GAZA, Nov 15 (Reuters) - The Israeli military said it was carrying out an operation against Palestinian Hamas militants in the Gaza Strip's Al Shifa Hospital on Wednesday (Nov 15) and urged all members of the group in the hospital to surrender.
Less than an hour earlier, around 1am local time, a Gaza health ministry spokesman said Israel had told officials in the enclave that it would raid the Shifa hospital complex "in the coming minutes".
Five weeks after Israel began its assault on Gaza, the fate of Al Shifa has become a focus of international alarm because of worsening conditions in the facility.

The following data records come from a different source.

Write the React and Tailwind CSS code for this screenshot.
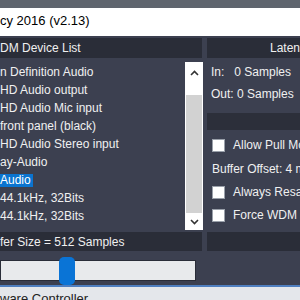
import React from 'react';

// 左側のデバイス一覧（左端が切れている状態をそのまま再現）
const DEVICES = [
    'n Definition Audio',
    'HD Audio output',
    'HD Audio Mic input',
    'front panel (black)',
    'HD Audio Stereo input',
    'ay-Audio',
    'Audio',
    '44.1kHz, 32Bits',
    '44.1kHz, 32Bits',
];

function Check({ label, h }) {
    return (
        <div className={`flex items-center gap-[8px] pl-[5px] ${h}`}>
            <span className="h-[13px] w-[13px] shrink-0 border border-[#9aa0aa] bg-white" />
            <span className="whitespace-nowrap">{label}</span>
        </div>
    );
}

export default function App() {
    return (
        <div
            className="relative h-[300px] w-[300px] overflow-hidden bg-[#3c4050] text-[12px] text-[#f0f0f0]"
            style={{ fontFamily: '"Liberation Sans", Arial, sans-serif' }}
        >
            <div className="h-[8px] bg-[#5f656e]" />
            <div className="flex h-[28px] items-center bg-white pb-[2px] text-[13px] text-black">
                <span className="whitespace-nowrap">cy 2016 (v2.13)</span>
            </div>

            <div className="flex h-[249px] pt-[2px]">
                {/* 左カラム */}
                <div className="flex w-[203px] shrink-0 flex-col">
                    <div className="flex h-[20px] w-[202px] items-center bg-[#2a2d38]">
                        <span className="whitespace-nowrap">DM Device List</span>
                    </div>
                    <div className="flex h-[174px]">
                        <div className="flex w-[185px] flex-col pt-[5px]">
                            {DEVICES.map((d, i) => (
                                <div key={i} className="flex h-[18px] items-center">
                                    <span
                                        className={
                                            i === 6
                                                ? 'whitespace-nowrap bg-[#0a74d0] pr-[2px] leading-[13px] text-white'
                                                : 'whitespace-nowrap'
                                        }
                                    >
                                        {d}
                                    </span>
                                </div>
                            ))}
                        </div>
                        <div className="mt-[4px] flex h-[168px] w-[18px] flex-col bg-white">
                            <div className="flex h-[33px] items-start justify-center pt-[8px]">
                                <svg width="9" height="6" viewBox="0 0 9 6">
                                    <path d="M1 5 L4.5 1.5 L8 5" fill="none" stroke="#333" strokeWidth="1.6" />
                                </svg>
                            </div>
                            <div className="mx-[1px] h-[118px] bg-[#d2d2d2]" />
                            <div className="flex flex-1 items-center justify-center">
                                <svg width="9" height="6" viewBox="0 0 9 6">
                                    <path d="M1 1 L4.5 4.5 L8 1" fill="none" stroke="#333" strokeWidth="1.6" />
                                </svg>
                            </div>
                        </div>
                    </div>
                    <div className="flex h-[19px] w-[202px] items-center bg-[#2a2d38]">
                        <span className="whitespace-nowrap">fer Size = 512 Samples</span>
                    </div>
                    <div className="relative mt-[9px] h-[21px] w-[196px] border border-[#2a2d38] bg-[#e8eaec]">
                        <div className="absolute left-[58px] top-[-4px] h-[28px] w-[16px] rounded-[5px] bg-[#0a74d6]" />
                    </div>
                </div>

                {/* 右カラム */}
                <div className="ml-[4px] flex flex-1 flex-col">
                    <div className="flex h-[20px] items-center bg-[#2a2d38] pl-[63px]">
                        <span className="whitespace-nowrap">Latency</span>
                    </div>
                    <div className="flex flex-col pl-[4px] pt-[4px]">
                        <div className="flex h-[20px] items-center whitespace-nowrap">In:&nbsp;&nbsp;&nbsp;0 Samples</div>
                        <div className="flex h-[24px] items-center whitespace-nowrap">Out: 0 Samples</div>
                    </div>
                    <div className="mt-[7px] h-[17px] bg-[#2c2f3a]" />
                    <div className="flex flex-col pt-[3px]">
                        <Check label="Allow Pull Mode" h="h-[24px]" />
                        <div className="flex h-[23px] items-center whitespace-nowrap pl-[5px]">Buffer Offset: 4 ms</div>
                        <Check label="Always Resample" h="h-[24px]" />
                        <Check label="Force WDM" h="h-[22px]" />
                    </div>
                    <div className="mt-[6px] h-[19px] bg-[#2a2d38]" />
                </div>
            </div>

            {/* 下端の別ウィンドウ */}
            <div className="h-[15px] border-t-2 border-[#4f7fc0] bg-[#e4e7eb] text-[13px] leading-[13px] text-[#222]">
                <span className="relative top-[5px] whitespace-nowrap">ware Controller</span>
            </div>
        </div>
    );
}
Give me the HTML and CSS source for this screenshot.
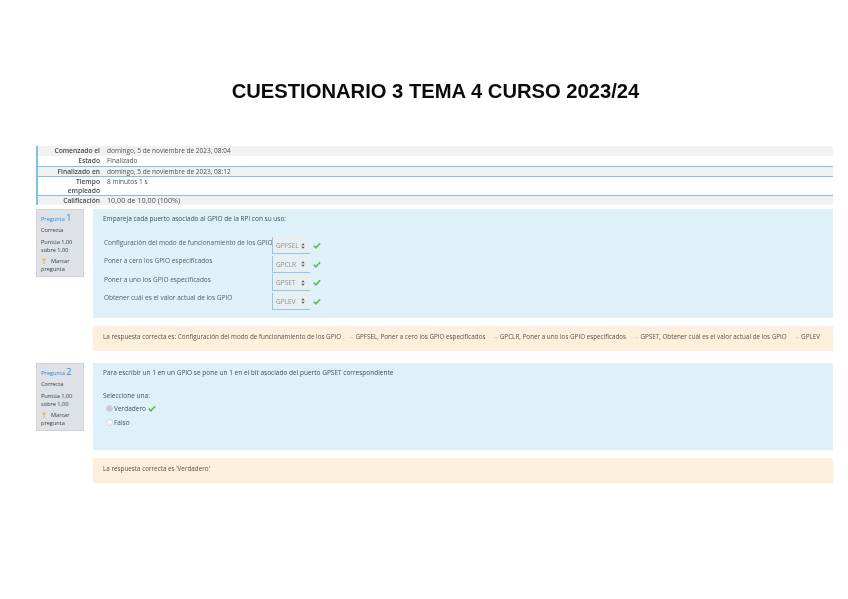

The plight of Gazan civilians has prompted calls for a humanitarian ceasefire.
In a statement, the Israel Defence Forces (IDF) said: "Based on intelligence information and an operational necessity, IDF forces are carrying out a precise and targeted operation against Hamas in a specified area in the Shifa hospital."
The military added: "The IDF forces include medical teams and Arabic speakers, who have undergone specified training to prepare for this complex and sensitive environment, with the intent that no harm is caused to the civilians."
Israel has said that Hamas has a command centre underneath Al Shifa hospital, the biggest in Gaza, and uses the hospital and tunnels underneath to conceal military operations and to hold hostages. Hamas denies it.
The US said on Tuesday that its own intelligence supported those conclusions.
Israeli forces have waged fierce street battles against Hamas fighters over the past 10 days before advancing into the centre of Gaza City and surrounding Al Shifa.
Israel has sworn to destroy Hamas in retaliation for the militants' cross-border assault into Israel on Oct 7. Israel says Hamas killed 1,200 people in the rampage and took more than 240 hostage.
Hamas says 650 patients and 5,000 to 7,000 other civilians are trapped inside Al Shifa hospital grounds, under constant fire from Israeli snipers and drones. Amid shortages of fuel, water and supplies, it says 40 patients have died in recent days.
Thirty-six babies are left from the neo-natal ward after three died. Without fuel for generators to power incubators, the babies were being kept as warm as possible, lined up eight to a bed.
Palestinians trapped in the hospital dug a mass grave on Tuesday to bury patients who died and no plan was in place to evacuate babies despite Israel announcing an offer to send portable incubators, Ashraf Al-Qidra, Gaza's health ministry spokesman, said.
Qidra said there were about 100 bodies decomposing inside and no way to get them out.
UN Secretary-General Antonio Guterres was deeply disturbed by the "dramatic loss of life" in the hospitals, his spokesman said. "In the name of humanity, the secretary-general calls for an immediate humanitarian ceasefire," the spokesman told reporters.
Medical officials in Hamas-run Gaza say more than 11,000 people are confirmed dead from Israeli strikes, about 40 per cent of them children, and countless others trapped under rubble.
Around two-thirds of Gaza's 2.3 million people have been made homeless, unable to escape the territory where food, fuel, fresh water and medical supplies are running out.